The four papers emphasize the implications of using standardized tools for school inspection procedures, using instruments to measure student performance and using the data produced by the tools. Focusing on different perspectives, these studies point to certain implications related to the social practices that take place during or after educational assessment processes. While Maag Merki, Oerke, Penk, and Richter address the implications and the unintended consequences of standardized student assessment practices for student motivation and teacher-student relationships, Dedering and Sowada point to the role of professional judgment and negotiation among inspectors in assessing school quality. Additionally, Ebbeler et al. address how teachers can use test data to improve their practices and develop professionally. Their findings indicate the importance of focusing on professional judgment in ensuring assessments can improve education at different levels and in specific contexts.
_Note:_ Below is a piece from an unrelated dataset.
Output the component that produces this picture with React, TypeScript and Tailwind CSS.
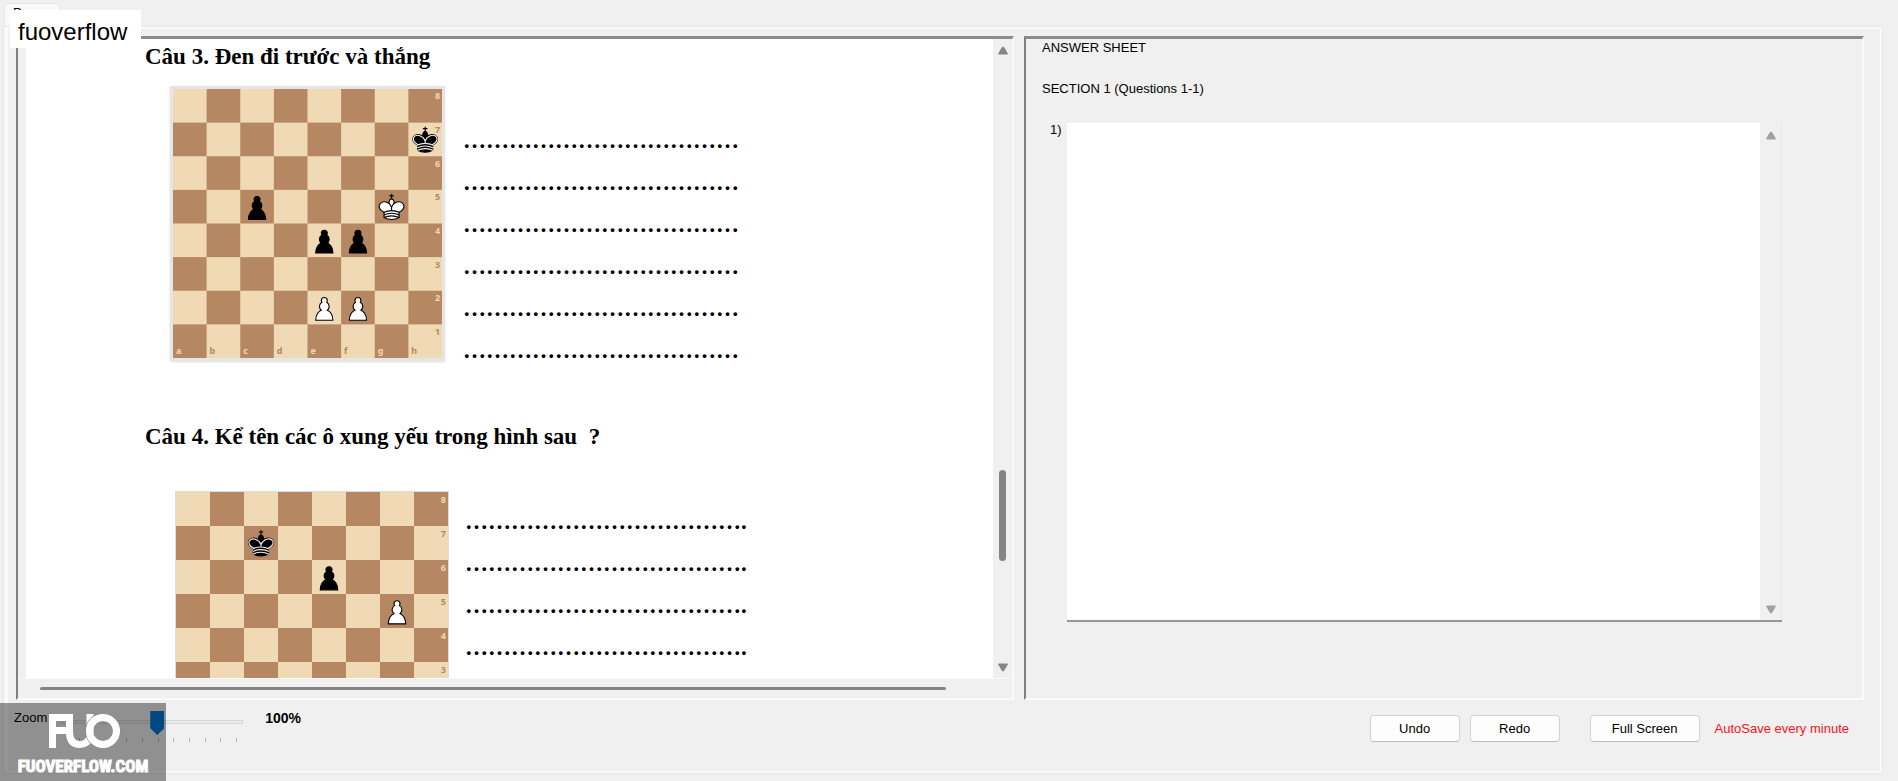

It is important that further studies continue to explore the implications of assessment tools and the use of data derived by such tools, both in terms of unintended consequences and what role professional judgment should play in assessment procedures. Furthermore, policy and practice implications should be explored. We argue that attention must focus on the instrumental and symbolic functions related to the political governing of schools (Benveniste 2002). Assessment tools (e.g., standardized tests) and evaluation (e.g., school inspection) can be used to collect comparable data that can be used to support rational decision-making at the local, regional, and national levels. In other words, from a policy perspective, standardization might be an important approach, but we need to be aware that not all assessments and evaluations intend to improve education; some primarily aim to hold key actors accountable for achieved outcomes. Moreover, assessments and evaluations can also have a symbolic function, potentially implying that their primary purpose is not to highlight strengths and uncover deficiencies in education, but to legitimize policies.